| Debt and Divorce: The Basics

Divorce can be a long
and painful process – but add debt issues to an already emotionally
heated experience and the fire can quickly rage. To cool the situation
down and do the right thing for you both, it is vital to know the
facts about debt and divorce.
Obtain your
credit report
As soon as you know
that divorce is in your future, obtain copies of your credit reports
from all three major credit bureaus. Credit reports are not merged
for married couples, but are separate documents for each individual.

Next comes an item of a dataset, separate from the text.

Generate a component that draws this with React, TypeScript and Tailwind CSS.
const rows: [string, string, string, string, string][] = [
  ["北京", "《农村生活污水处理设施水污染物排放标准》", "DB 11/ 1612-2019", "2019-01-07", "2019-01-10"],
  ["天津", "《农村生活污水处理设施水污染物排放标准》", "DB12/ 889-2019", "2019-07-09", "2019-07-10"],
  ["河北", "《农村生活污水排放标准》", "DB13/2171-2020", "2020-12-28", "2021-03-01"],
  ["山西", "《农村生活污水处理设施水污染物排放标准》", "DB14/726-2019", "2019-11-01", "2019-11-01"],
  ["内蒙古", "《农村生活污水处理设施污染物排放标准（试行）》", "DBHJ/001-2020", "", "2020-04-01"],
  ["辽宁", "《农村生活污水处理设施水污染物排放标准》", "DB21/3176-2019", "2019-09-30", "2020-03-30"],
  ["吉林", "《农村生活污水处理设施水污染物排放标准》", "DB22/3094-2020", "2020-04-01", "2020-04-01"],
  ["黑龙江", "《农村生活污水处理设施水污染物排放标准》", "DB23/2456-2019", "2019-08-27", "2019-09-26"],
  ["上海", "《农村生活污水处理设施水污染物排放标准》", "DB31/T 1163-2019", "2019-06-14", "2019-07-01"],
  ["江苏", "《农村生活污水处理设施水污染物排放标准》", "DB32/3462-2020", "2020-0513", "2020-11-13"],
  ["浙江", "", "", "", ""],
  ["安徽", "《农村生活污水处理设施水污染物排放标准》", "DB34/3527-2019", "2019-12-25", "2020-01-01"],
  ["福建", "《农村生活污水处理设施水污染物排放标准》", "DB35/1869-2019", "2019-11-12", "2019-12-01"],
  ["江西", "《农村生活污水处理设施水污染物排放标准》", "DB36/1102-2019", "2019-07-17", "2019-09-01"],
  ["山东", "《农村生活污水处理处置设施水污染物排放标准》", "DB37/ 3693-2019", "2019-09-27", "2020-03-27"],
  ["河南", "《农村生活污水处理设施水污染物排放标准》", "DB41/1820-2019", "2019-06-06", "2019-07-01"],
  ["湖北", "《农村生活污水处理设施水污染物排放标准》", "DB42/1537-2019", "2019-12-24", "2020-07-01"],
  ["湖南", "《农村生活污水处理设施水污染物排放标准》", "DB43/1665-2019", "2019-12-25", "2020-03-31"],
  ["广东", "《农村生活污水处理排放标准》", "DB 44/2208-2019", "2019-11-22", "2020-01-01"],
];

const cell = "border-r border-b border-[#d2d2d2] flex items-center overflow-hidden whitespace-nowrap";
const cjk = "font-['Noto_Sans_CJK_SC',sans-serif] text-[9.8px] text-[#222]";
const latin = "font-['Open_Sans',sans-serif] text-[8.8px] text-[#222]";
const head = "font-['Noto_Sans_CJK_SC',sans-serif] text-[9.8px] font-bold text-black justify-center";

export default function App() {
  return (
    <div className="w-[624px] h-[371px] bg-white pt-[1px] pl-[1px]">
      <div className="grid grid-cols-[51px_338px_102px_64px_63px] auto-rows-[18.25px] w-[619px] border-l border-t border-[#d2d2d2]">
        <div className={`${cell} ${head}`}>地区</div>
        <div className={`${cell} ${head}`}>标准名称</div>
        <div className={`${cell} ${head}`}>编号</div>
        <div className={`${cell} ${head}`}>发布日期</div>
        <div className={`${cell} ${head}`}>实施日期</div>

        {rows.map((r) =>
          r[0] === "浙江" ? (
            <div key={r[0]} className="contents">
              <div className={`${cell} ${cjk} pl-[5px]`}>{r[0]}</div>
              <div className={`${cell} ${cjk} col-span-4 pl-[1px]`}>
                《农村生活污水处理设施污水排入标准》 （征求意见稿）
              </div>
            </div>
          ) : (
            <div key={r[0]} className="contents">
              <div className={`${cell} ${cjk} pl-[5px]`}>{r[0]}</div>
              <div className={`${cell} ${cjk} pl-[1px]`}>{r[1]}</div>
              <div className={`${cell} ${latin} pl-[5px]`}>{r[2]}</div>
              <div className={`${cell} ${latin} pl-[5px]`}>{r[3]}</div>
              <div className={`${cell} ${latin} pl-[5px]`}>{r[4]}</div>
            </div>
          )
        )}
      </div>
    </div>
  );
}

The reports will list all of your and at least some of your spouse’s
credit-related activity up until the point you access it. Many people
discover accounts or debts they were not previously aware of. The
sooner you know what you are dealing with the better.
Close jointly
held accounts
If you have credit
accounts that are held jointly, now is the time to close them. If
the other partner uses the accounts before the divorce or legal
separation, you may be held responsible for repayment. When canceling
credit cards, make sure they read “closed by consumer”
so it reflects more positively on your credit report.
For checking, savings, and investment
accounts, change the title from joint to individual, and the beneficiaries
(the person who you want to inherit the account’s funds) to
reflect your current wishes.
Open accounts
in your name
If you don’t
already have accounts (such as checking, saving, credit, and brokerage
accounts) in your name only, open them now. This way you will be
able to establish your financial independence, something you will
need in the next stage of your life.
Know your state’s
community and separate property laws
Each state has different
laws about debt and divorce. If you live in a community property
state, any debt you or your spouse incurred during the marriage,
regardless of who racked it up, is a marital debt – meaning
the creditor can hold both of you liable for repayment. In a separate
property state, this may not be the case. Contact your State Bar
Association to learn more about legal responsibility and debt for
your area.
There are nine community property
states: Arizona, California, Idaho, Louisiana, Nevada, New Mexico,
Texas, Washington and Wisconsin. In Alaska, couples have the option
to adopt community property rules when they marry.
Debt after the
divorce
Keep in mind that a
divorce decree – where each of you agrees to pay specific
debts – is for convenience and peace only. If the debt is
jointly held, creditors can come after either of you to collect
what is owed. That is why it is important for both of you to treat
the post-divorce debts responsibly. Missed payments will affect
each of your credit report and collection action may start for either
of you.
Divorce and
bankruptcy
If you suspect that
your spouse will file for bankruptcy after the divorce, be sure
to discuss it with your lawyer before you go to court. The separation
agreement may be structured to take bankruptcy into consideration.
If your former spouse does discharge joint debts in bankruptcy,
you may be held responsible for the entire payment, though sometimes
bankruptcy court will discharge or release the spouse from paying
those debts.
Divorce is often an
incredibly stressful event, and the last thing you may feel like
doing is spending time and energy on your money issues. It is important
to be practical and thorough, so if you need to, get professional
assistance during this time. Your financial institution may offer
guidance with your accounts, your attorney (if you have one) can
advise you on your legal rights and responsibilities, and many financial
planners specialize in the unique circumstance of divorcing couples.